Ristorante is softly lit with arching lights, there are circular tables with sink-into lounges and the imaginative pastas, saffron or black ink risottos and Mediterranean classics are terrific. Do try the signature dessert, a blown-sugar cone that looks like a Faberge egg and encases vanilla bavarois, violet-flavoured cream and cassis sorbet.  “It is made by the same method as glass-blowers use on the island of Murano in Venice,” Bernasconi tells me. He’s not bragging; it’s just another moment of Italian operatics, Armani-style.
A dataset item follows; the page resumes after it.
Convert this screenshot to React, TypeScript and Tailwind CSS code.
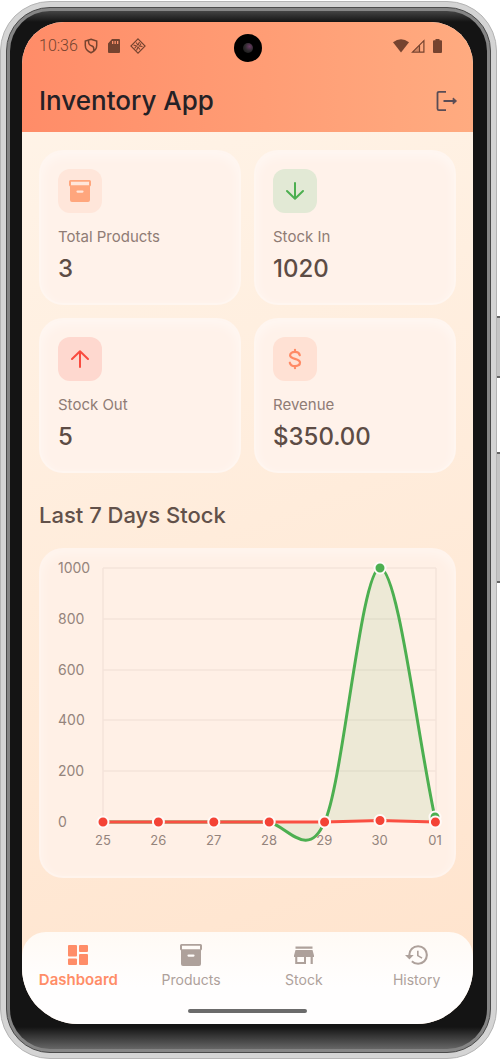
import type { ReactNode } from 'react';

type Stat = { label: string; value: string; tile: string; icon: ReactNode };

const stats: Stat[] = [
  {
    label: 'Total Products',
    value: '3',
    tile: 'bg-[#ffe6da] text-[#ffa67d]',
    icon: <ArchiveIcon />,
  },
  {
    label: 'Stock In',
    value: '1020',
    tile: 'bg-[#e2e9d5] text-[#4caf50]',
    icon: (
      <svg viewBox="0 0 24 24" className="size-6" fill="none" stroke="currentColor" strokeWidth="2" strokeLinecap="round" strokeLinejoin="round" aria-hidden="true">
        <path d="M12 4v15.500M4 12l8 7.800 8-7.800" />
      </svg>
    ),
  },
  {
    label: 'Stock Out',
    value: '5',
    tile: 'bg-[#fed8cf] text-[#f94b3f]',
    icon: (
      <svg viewBox="0 0 24 24" className="size-6" fill="none" stroke="currentColor" strokeWidth="2" strokeLinecap="round" strokeLinejoin="round" aria-hidden="true">
        <path d="M12 20V4.500M4 12l8-7.800 8 7.800" />
      </svg>
    ),
  },
  {
    label: 'Revenue',
    value: '$350.00',
    tile: 'bg-[#ffe1d4] text-[#ff8a65]',
    icon: (
      <svg viewBox="0 0 24 24" className="size-6" fill="none" stroke="currentColor" strokeWidth="2.200" strokeLinecap="round" aria-hidden="true">
        <path d="M16.800 8.200C16.300 6.200 14.500 4.900 12 4.900c-3 0-4.900 1.400-4.900 3.400 0 4.600 9.900 2.500 9.900 7.300 0 2.100-2 3.500-5 3.500-2.900 0-4.700-1.300-5.200-3.400M12 2.800v2M12 19.200v2" />
      </svg>
    ),
  },
];

const days = ['25', '26', '27', '28', '29', '30', '01'];
const levels = ['1000', '800', '600', '400', '200', '0'];

function ArchiveIcon() {
  return (
    <svg viewBox="0 0 24 24" className="size-6" fill="currentColor" aria-hidden="true">
      <path fillRule="evenodd" d="M2.500 1h19A1.500 1.500 0 0 1 23 2.500v3.500a1.500 1.500 0 0 1-1 1.400V21a2 2 0 0 1-2 2H4a2 2 0 0 1-2-2V7.400A1.500 1.500 0 0 1 1 6V2.500A1.500 1.500 0 0 1 2.500 1ZM3 2.800v3.400h18V2.800ZM9.500 11.500a1 1 0 0 0 0 2.200h5a1 1 0 0 0 0-2.200Z" />
    </svg>
  );
}

function StatusBar() {
  return (
    <div className="flex h-12 items-center justify-between pr-[31px] pl-[17px] text-[#75432f]">
      <div className="flex items-center">
        <span className="font-['Roboto',sans-serif] text-base leading-5 font-light">10:36</span>
        <svg viewBox="0 0 14 16" className="ml-1.5 h-4 w-3.5" fill="none" stroke="currentColor" strokeWidth="1.500" aria-hidden="true">
          <path d="M7 1.200 12.700 3v4.500c0 3.300-2.500 5.900-5.700 7.200C3.800 13.400 1.300 10.800 1.300 7.500V3ZM4.500 2.500c0 4 1 4.500 3.500 5.500 2.500 1 2 3 1.500 5" />
        </svg>
        <svg viewBox="0 0 12 14" className="ml-2.5 h-3.5 w-3" fill="currentColor" aria-hidden="true">
          <path fillRule="evenodd" d="M4 0h7q1 0 1 1v12q0 1-1 1H1q-1 0-1-1V4.500ZM4 2v3h1.300V2ZM6.500 2v3h1.300V2ZM9 2v3h1.300V2Z" />
        </svg>
        <svg viewBox="0 0 16 16" className="ml-2.5 size-4" fill="none" stroke="currentColor" strokeWidth="1.100" aria-hidden="true">
          <path d="m8 .9 7.100 7.100L8 15.100.9 8Z" />
          <path d="M6 4.500 8 7l1.500-3M11 5.500 9.500 8l3 .5M10 11.500 8 9l-1.500 3.500M4.500 10.500 6.500 8 3.500 7" />
        </svg>
      </div>
      <div className="flex items-center">
        <svg viewBox="0 0 16 14" className="h-3.5 w-4" fill="currentColor" aria-hidden="true">
          <path d="M0 3.200Q8-2.500 16 3.200L8 13.500Z" />
        </svg>
        <svg viewBox="0 0 14 14" className="ml-0.5 h-3.5 w-3.5" fill="none" stroke="currentColor" strokeWidth="1.200" aria-hidden="true">
          <path d="M12.900 1.700v11.400H1.500ZM8.500 6v7" />
          <path d="M8 6.500v6H2Z" fill="currentColor" fillOpacity="0.350" stroke="none" />
        </svg>
        <svg viewBox="0 0 9 14" className="ml-2 h-3.5 w-[9px]" fill="currentColor" aria-hidden="true">
          <path d="M2.500 0h4v1.200H8q1 0 1 1V13q0 1-1 1H1q-1 0-1-1V2.200q0-1 1-1h1.500Z" />
        </svg>
      </div>
    </div>
  );
}

function StatCard({ stat }: { stat: Stat }) {
  return (
    <article className="rounded-3xl border-2 border-white/30 bg-[#fff2ea] px-[17px] pt-[17px] pb-4 shadow-[inset_0_4px_12px_rgba(255,255,255,0.450)]">
      <div className={`flex size-11 items-center justify-center rounded-xl ${stat.tile}`}>{stat.icon}</div>
      <p className="mt-3.5 text-[15px] leading-5 text-[#8f7c75]">{stat.label}</p>
      <p className="mt-1 text-2xl leading-9 font-medium text-[#5d4c45]">{stat.value}</p>
    </article>
  );
}

function StockChart() {
  return (
    <div className="rounded-3xl border-2 border-white/30 bg-[#fff0e6] pt-2 pr-[18px] pb-[26px] pl-[17px] text-sm text-[#94847c] shadow-[inset_0_4px_12px_rgba(255,255,255,0.400)]">
      <div className="flex">
        <div className="flex w-[45px] shrink-0 flex-col justify-between">
          {levels.map((level) => (
            <span key={level} className="leading-5">{level}</span>
          ))}
        </div>
        <svg viewBox="0 0 333 274" className="h-auto min-w-0 flex-1 overflow-visible" role="img" aria-label="Stock in and stock out over the last seven days">
          <path d="M0 10H333M0 61H333M0 112H333M0 162H333M0 213H333M0 10V264M333 10V264" fill="none" stroke="#f5e3da" strokeWidth="1.500" />
          <path d="M166 264C184 266 203 303 221.500 264C240 226 258 11 277 10C295 11 314 176 332 260V264Z" fill="#4caf50" fillOpacity="0.100" />
          <path d="M0 264H166C184 268 205 303 221.500 264C240 226 258 11 277 10C295 11 314 176 332 260" fill="none" stroke="#4caf50" strokeWidth="3" />
          <g fill="#4caf50" stroke="#fffaf7" strokeWidth="2">
            <circle cx="277" cy="10" r="5.500" />
            <circle cx="332" cy="259" r="5.500" />
          </g>
          <path d="M0 264H221.500L277 262.500L332 264" fill="none" stroke="#fa4f42" strokeWidth="3" />
          <g fill="#f44336" stroke="#fffaf7" strokeWidth="2">
            {days.map((day, i) => (
              <circle key={day} cx={i * 55.4} cy={i === 5 ? 262.5 : 264} r="5.500" />
            ))}
          </g>
        </svg>
      </div>
      <div className="-mt-0.5 -mr-2 ml-9 flex justify-between text-[13px]">
        {days.map((day) => (
          <span key={day} className="w-[18px] text-center leading-5">{day}</span>
        ))}
      </div>
    </div>
  );
}

function NavItem({ label, active, children }: { label: string; active?: boolean; children: ReactNode }) {
  return (
    <a
      href="#"
      aria-current={active ? 'page' : undefined}
      className={
        active
          ? 'flex flex-col items-center gap-[3px] text-[15px] leading-5 font-semibold text-[#ff8d68]'
          : 'flex flex-col items-center gap-[3px] text-sm leading-5 text-[#aea19b]'
      }
    >
      {children}
      <span>{label}</span>
    </a>
  );
}

function BottomNav() {
  return (
    <nav aria-label="Main" className="rounded-t-3xl bg-linear-to-b from-[#fffaf5] to-[#fffefe] to-60% py-[11px]">
      <div className="grid grid-cols-4">
        <NavItem label="Dashboard" active>
          <svg viewBox="0 0 24 24" className="size-6" fill="currentColor" aria-hidden="true">
            <rect x="2" y="2" width="9" height="11.500" rx="1" />
            <rect x="13" y="2" width="9" height="7" rx="1" />
            <rect x="2" y="15.500" width="9" height="6.500" rx="1" />
            <rect x="13" y="11" width="9" height="11" rx="1" />
          </svg>
        </NavItem>
        <NavItem label="Products">
          <ArchiveIcon />
        </NavItem>
        <NavItem label="Stock">
          <svg viewBox="0 0 24 24" className="size-6" fill="currentColor" aria-hidden="true">
            <path d="M3.500 3.500h17v2.200h-17ZM3.500 7h17l1.500 5.500V14h-1.200v7h-2.200v-7H14v7H3.200v-7H2v-1.500ZM5.300 14v5H12v-5Z" fillRule="evenodd" />
          </svg>
        </NavItem>
        <NavItem label="History">
          <svg viewBox="1 1 22 22" className="size-6" fill="currentColor" aria-hidden="true">
            <path d="M13 3a9 9 0 0 0-9 9H1l3.900 3.900.07.140L9 12H6c0-3.870 3.130-7 7-7s7 3.130 7 7-3.130 7-7 7c-1.930 0-3.680-.79-4.940-2.060l-1.420 1.420A8.950 8.950 0 0 0 13 21a9 9 0 0 0 0-18m-1 5v5l4.280 2.540.72-1.210-3.500-2.080V8z" />
          </svg>
        </NavItem>
      </div>
      <div className="mx-auto mt-[19px] h-1 w-[119px] rounded-full bg-[#6b6b6b]" />
    </nav>
  );
}

export default function App() {
  return (
    <div className="relative bg-white pt-px pr-[3px] pb-px font-['Inter',sans-serif]">
      <div className="absolute top-[316px] right-0 h-[62px] w-1 border-y-2 border-[#666] bg-[#c4c4c4]" />
      <div className="absolute top-[452px] right-0 h-[131px] w-1 border-y-2 border-[#666] bg-[#c4c4c4]" />
      <div className="relative rounded-[50px] border border-[#b4b4b4] bg-[#d4d4d4] p-[5px]">
        <div className="rounded-[44px] border border-[#4a4a4a] bg-[#858585] p-[3px]">
          <div className="rounded-[40px] bg-[linear-gradient(to_bottom,#444_0px,#141414_11px,#141414_calc(100%-22px),#666_100%)] pt-[11px] pr-3.5 pb-[25px] pl-3">
            <div className="relative overflow-hidden rounded-t-[42px] rounded-b-[56px] bg-linear-160 from-[#fff5ea] to-[#ffe3cc]">
              <header className="bg-linear-to-r from-[#ff8c68] to-[#ffab80]">
                <StatusBar />
                <div className="flex h-[62px] items-center justify-between pr-3.5 pl-[17px]">
                  <h1 className="text-[26px] leading-8 font-medium text-[#252126]">Inventory App</h1>
                  <button type="button" aria-label="Log out" className="text-[#594c55]">
                    <svg viewBox="0 0 24 24" className="size-6" fill="none" stroke="currentColor" strokeWidth="1.800" strokeLinejoin="round" aria-hidden="true">
                      <path d="M11 2.800H4Q2.500 2.800 2.500 4.300v15.400Q2.500 21.200 4 21.200H11M8.500 12h12" />
                      <path d="m18.200 9 3.300 3-3.300 3Z" fill="currentColor" strokeWidth="1" />
                    </svg>
                  </button>
                </div>
              </header>
              <div className="absolute top-3 left-1/2 flex size-7 -translate-x-1/2 items-center justify-center rounded-full bg-black">
                <div className="size-2.5 rounded-full bg-radial-[at_65%_35%] from-[#6a3a62] via-[#2c2a2c] to-[#121212]" />
              </div>
              <main className="px-[17px] pt-[18px] pb-[54px]">
                <section aria-label="Summary" className="grid grid-cols-2 gap-[13px]">
                  {stats.map((stat) => (
                    <StatCard key={stat.label} stat={stat} />
                  ))}
                </section>
                <section>
                  <h2 className="mt-6 mb-[15px] text-[22px] leading-9 font-medium text-[#62514a]">Last 7 Days Stock</h2>
                  <StockChart />
                </section>
              </main>
              <BottomNav />
            </div>
          </div>
        </div>
      </div>
    </div>
  );
}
Hot tip: Check the late-night action (to 3am) at the Armani Prive lounge with its backlit onyx booths and international DJs. It is the place to be seen in Dubai this northern summer — and Planet Dubai, with its myriad groovy places catering to the expat push, is not short of show-off venues. Be sure to try the Armani Spa where you book a time slot (say, 90 minutes) and therapists design a series of treatments to suit. These are “bespoke sensory experiences”, if we are to stick to the hotel parlance; it’s a different take on choosing from a standard spa menu and the atmosphere wafts with (naturally) fragrant Armani oils and dainty aromas of hibiscus and lemongrass teas. There’s also a gym, outdoor pool and a thermal suite of hydro-therapy gizmos, ice fountains, saunas and steamrooms.

Stepping out: Next door is the Dubai Mall, the world’s largest shopping centre, which is enhanced by the planet’s biggest dancing fountain (they don’t go in for anything squib-sized in the United Arab Emirates). The mall has more than 1200 retail outlets, a gold souk and branches of Bloomingdale’s and Galeries Lafayette department stores. There’s private access from the Armani Hotel for guests but, oddly, not a direct route or priority entry to Burj Khalifa’s observation deck on gasp-inducing level 124.

Everyone’s talking about: The in-room technology includes a remote controller with camera that allows you to see who’s at your door and then unlock it without leaving your bed or sofa. A vestibule entrance to each guestroom has double doors in deference to female Muslim guests who can have room-service meals delivered and left in this entryway, ensuring no contact with male staff. As a further nod to cultural sensibilities in the UAE, the complimentary mini-bars in each guestroom contain no alcohol. But cocktails and the like are served at all outlets in the hotel and Italian wines by the glass are a feature, as are the most fashionably presented espressos in Dubai.
Essentials Emirates first-class passengers flying to or from Dubai are entitled to a complimentary two-night stay with breakfasts at the Armani Hotel, valid to August 31. More: 1300 303 777; emirates.com/au. Studio rooms from about 2000 UAE dirhams ($640), depending on the season. More: dubai.armanihotels.com.